The work involves much more than negative stock screens, he notes, and includes deep analysis of how specific companies and sectors use resources and process waste—as well as how they stand to gain or lose in the long-term from carbon pollution, recourse scarcity and climate change. In this way, ESG portfolios are built not to make an ethical stance, but to take advantage of the superior growth demonstrated by companies that do business in an ethical and environmentally sustainable way. And so it must be said, when presented honestly, few would argue that considering ESG factors is an outright bad idea when building investment portfolios with the very long-term time horizons faced by public pensions.

“Put simply, today’s ESG is a sophisticated and potentially very compelling investing principle going far beyond stock screening,” Richardson adds. “It’s not just Impax saying this. There are a variety of United Nations reports circulating that argue the same thing, urging all of us to start taking ESG seriously as a means to protect our finical futures.”
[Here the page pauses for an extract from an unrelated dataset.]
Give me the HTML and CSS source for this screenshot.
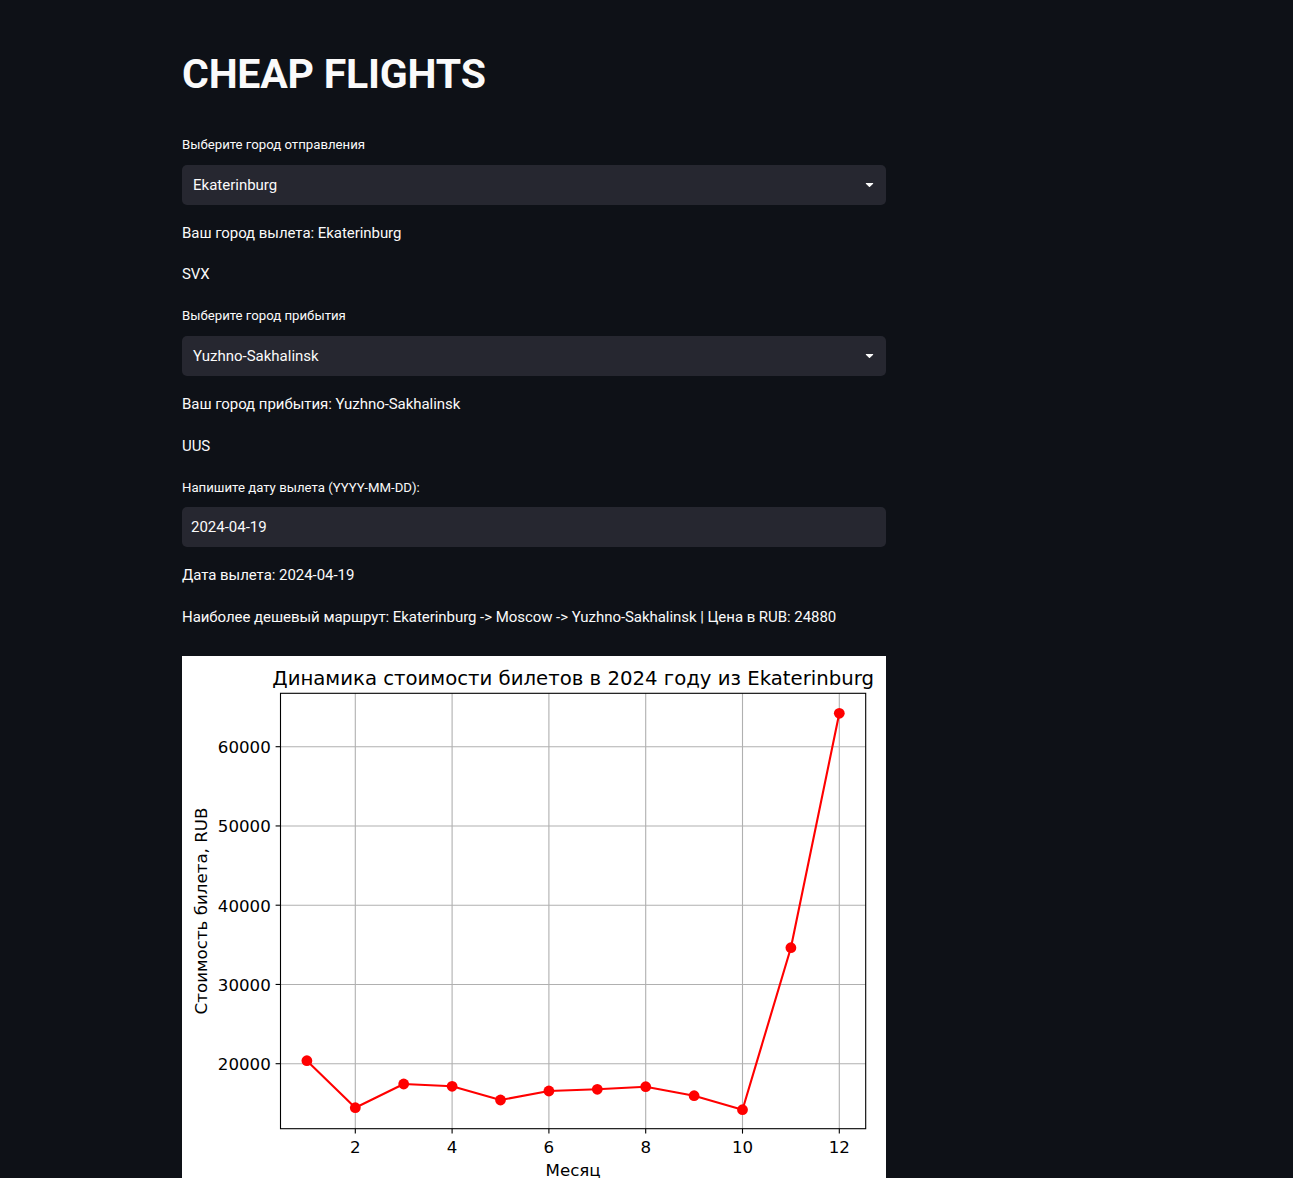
FILE: index.html
```html
<!DOCTYPE html>
<html lang="ru">
<head>
<meta charset="utf-8">
<title>CHEAP FLIGHTS</title>
<link rel="stylesheet" href="styles.css">
</head>
<body>
<main class="app">
  <h1 class="title">CHEAP FLIGHTS</h1>

  <div class="widget">
    <label class="label">Выберите город отправления</label>
    <div class="select">
      <span class="select-value">Ekaterinburg</span>
      <svg class="caret" viewBox="0 0 24 24" width="17" height="17"><path fill="#fafafa" d="M12.7071 15.2929L17.1464 10.8536C17.4614 10.5386 17.2383 10 16.7929 10L7.20711 10C6.76165 10 6.53857 10.5386 6.85355 10.8536L11.2929 15.2929C11.6834 15.6834 12.3166 15.6834 12.7071 15.2929Z"/></svg>
    </div>
  </div>
  <p class="text">Ваш город вылета: Ekaterinburg</p>
  <p class="text">SVX</p>

  <div class="widget">
    <label class="label">Выберите город прибытия</label>
    <div class="select">
      <span class="select-value">Yuzhno-Sakhalinsk</span>
      <svg class="caret" viewBox="0 0 24 24" width="17" height="17"><path fill="#fafafa" d="M12.7071 15.2929L17.1464 10.8536C17.4614 10.5386 17.2383 10 16.7929 10L7.20711 10C6.76165 10 6.53857 10.5386 6.85355 10.8536L11.2929 15.2929C11.6834 15.6834 12.3166 15.6834 12.7071 15.2929Z"/></svg>
    </div>
  </div>
  <p class="text">Ваш город прибытия: Yuzhno-Sakhalinsk</p>
  <p class="text">UUS</p>

  <div class="widget">
    <label class="label">Напишите дату вылета (YYYY-MM-DD):</label>
    <div class="input">2024-04-19</div>
  </div>
  <p class="text">Дата вылета: 2024-04-19</p>
  <p class="text">Наиболее дешевый маршрут: Ekaterinburg -&gt; Moscow -&gt; Yuzhno-Sakhalinsk | Цена в RUB: 24880</p>

  <div class="chart">
    <svg class="chart-svg" viewBox="0 0 704 530" width="704" height="530">
      <rect x="0" y="0" width="704" height="530" fill="#ffffff"/>
      <g stroke="#b0b0b0" stroke-width="1.1">
        <line x1="173.3" y1="37.3" x2="173.3" y2="472.7"/>
        <line x1="270.1" y1="37.3" x2="270.1" y2="472.7"/>
        <line x1="366.9" y1="37.3" x2="366.9" y2="472.7"/>
        <line x1="463.7" y1="37.3" x2="463.7" y2="472.7"/>
        <line x1="560.5" y1="37.3" x2="560.5" y2="472.7"/>
        <line x1="657.3" y1="37.3" x2="657.3" y2="472.7"/>
        <line x1="98.5" y1="90.7" x2="683.7" y2="90.7"/>
        <line x1="98.5" y1="169.95" x2="683.7" y2="169.95"/>
        <line x1="98.5" y1="249.2" x2="683.7" y2="249.2"/>
        <line x1="98.5" y1="328.45" x2="683.7" y2="328.45"/>
        <line x1="98.5" y1="407.7" x2="683.7" y2="407.7"/>
      </g>
      <polyline fill="none" stroke="#ff0000" stroke-width="2.1" stroke-linejoin="round"
        points="124.9,404.7 173.3,451.7 221.7,428 270.1,430.3 318.5,444 366.9,435 415.3,433.3 463.7,430.7 512.1,439.7 560.5,453.7 608.9,291.7 657.3,57.3"/>
      <g fill="#ff0000">
        <circle cx="124.9" cy="404.7" r="5.4"/>
        <circle cx="173.3" cy="451.7" r="5.4"/>
        <circle cx="221.7" cy="428" r="5.4"/>
        <circle cx="270.1" cy="430.3" r="5.4"/>
        <circle cx="318.5" cy="444" r="5.4"/>
        <circle cx="366.9" cy="435" r="5.4"/>
        <circle cx="415.3" cy="433.3" r="5.4"/>
        <circle cx="463.7" cy="430.7" r="5.4"/>
        <circle cx="512.1" cy="439.7" r="5.4"/>
        <circle cx="560.5" cy="453.7" r="5.4"/>
        <circle cx="608.9" cy="291.7" r="5.4"/>
        <circle cx="657.3" cy="57.3" r="5.4"/>
      </g>
      <rect x="98.5" y="37.3" width="585.2" height="435.4" fill="none" stroke="#000000" stroke-width="1.1"/>
      <g stroke="#000000" stroke-width="1.1">
        <line x1="173.3" y1="472.7" x2="173.3" y2="477.6"/>
        <line x1="270.1" y1="472.7" x2="270.1" y2="477.6"/>
        <line x1="366.9" y1="472.7" x2="366.9" y2="477.6"/>
        <line x1="463.7" y1="472.7" x2="463.7" y2="477.6"/>
        <line x1="560.5" y1="472.7" x2="560.5" y2="477.6"/>
        <line x1="657.3" y1="472.7" x2="657.3" y2="477.6"/>
        <line x1="93.6" y1="90.7" x2="98.5" y2="90.7"/>
        <line x1="93.6" y1="169.95" x2="98.5" y2="169.95"/>
        <line x1="93.6" y1="249.2" x2="98.5" y2="249.2"/>
        <line x1="93.6" y1="328.45" x2="98.5" y2="328.45"/>
        <line x1="93.6" y1="407.7" x2="98.5" y2="407.7"/>
      </g>
      <g class="tick" text-anchor="middle">
        <text x="173.3" y="497.3">2</text>
        <text x="270.1" y="497.3">4</text>
        <text x="366.9" y="497.3">6</text>
        <text x="463.7" y="497.3">8</text>
        <text x="560.5" y="497.3">10</text>
        <text x="657.3" y="497.3">12</text>
      </g>
      <g class="tick" text-anchor="end">
        <text x="88.8" y="97">60000</text>
        <text x="88.8" y="176.2">50000</text>
        <text x="88.8" y="255.5">40000</text>
        <text x="88.8" y="334.7">30000</text>
        <text x="88.8" y="414">20000</text>
      </g>
      <text class="chart-title" x="391.1" y="29" text-anchor="middle">Динамика стоимости билетов в 2024 году из Ekaterinburg</text>
      <text class="axis-label" x="391.1" y="520" text-anchor="middle">Месяц</text>
      <text class="axis-label" x="0" y="0" text-anchor="middle" transform="translate(24.5 255) rotate(-90)">Стоимость билета, RUB</text>
    </svg>
  </div>
</main>
</body>
</html>
```

FILE: styles.css
```css
html, body {
  margin: 0;
  padding: 0;
  background: #0e1117;
}

body {
  color: #fafafa;
  font-family: Roboto, "Noto Sans", "Liberation Sans", sans-serif;
}

.app {
  width: 704px;
  margin-left: 182px;
  padding-top: 28px;
  display: flex;
  flex-direction: column;
  gap: 16px;
}

.title {
  margin: 0;
  padding: 20px 0 16px;
  font-size: 41px;
  line-height: 52.8px;
  letter-spacing: -0.2px;
  font-weight: 700;
  color: #fafafa;
}

.widget {
  display: flex;
  flex-direction: column;
}

.label {
  display: flex;
  align-items: center;
  height: 24px;
  margin-bottom: 8px;
  font-size: 13.2px;
  color: #fafafa;
}

.select {
  height: 40px;
  background: #262730;
  border-radius: 5px;
  display: flex;
  align-items: center;
  justify-content: space-between;
  padding-left: 11px;
  box-sizing: border-box;
}

.select-value {
  font-size: 15px;
}

.caret {
  margin-right: 8px;
  display: block;
}

.input {
  height: 40px;
  background: #262730;
  border-radius: 5px;
  display: flex;
  align-items: center;
  padding-left: 9px;
  box-sizing: border-box;
  font-size: 15px;
}

.text {
  margin: 0;
  font-size: 15px;
  line-height: 25.6px;
  letter-spacing: -0.05px;
}

.chart {
  margin-top: 10px;
}

.chart-svg {
  display: block;
}

.tick,
.axis-label {
  font-family: "DejaVu Sans", sans-serif;
  font-size: 16.67px;
  fill: #000000;
}

.chart-title {
  font-family: "DejaVu Sans", sans-serif;
  font-size: 19.7px;
  fill: #000000;
}
```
This line of argument will have to be articulated more clearly as the city—and other public pension funds across the U.S.—defend their decisions to leverage ESG, both in court and in the public consciousness. Also relevant is that New York City officials have separately filed a lawsuit against the “five largest investor-owned fossil fuel companies as measured by their contributions to global warming.” The city will be “seeking damages from BP, Chevron, ConocoPhillips, Exxon Mobil, and Royal Dutch Shell for the billions of dollars the city will spend to protect New Yorkers from the effects of climate change.” This includes damages to pay for harms already seen and damages that are necessary to address harm expected to happen over the course of this century.

With such a challenge, the pension officials are clearly trying to demonstrate the material nature of ESG factors on financial performance in the short- as well as long-term.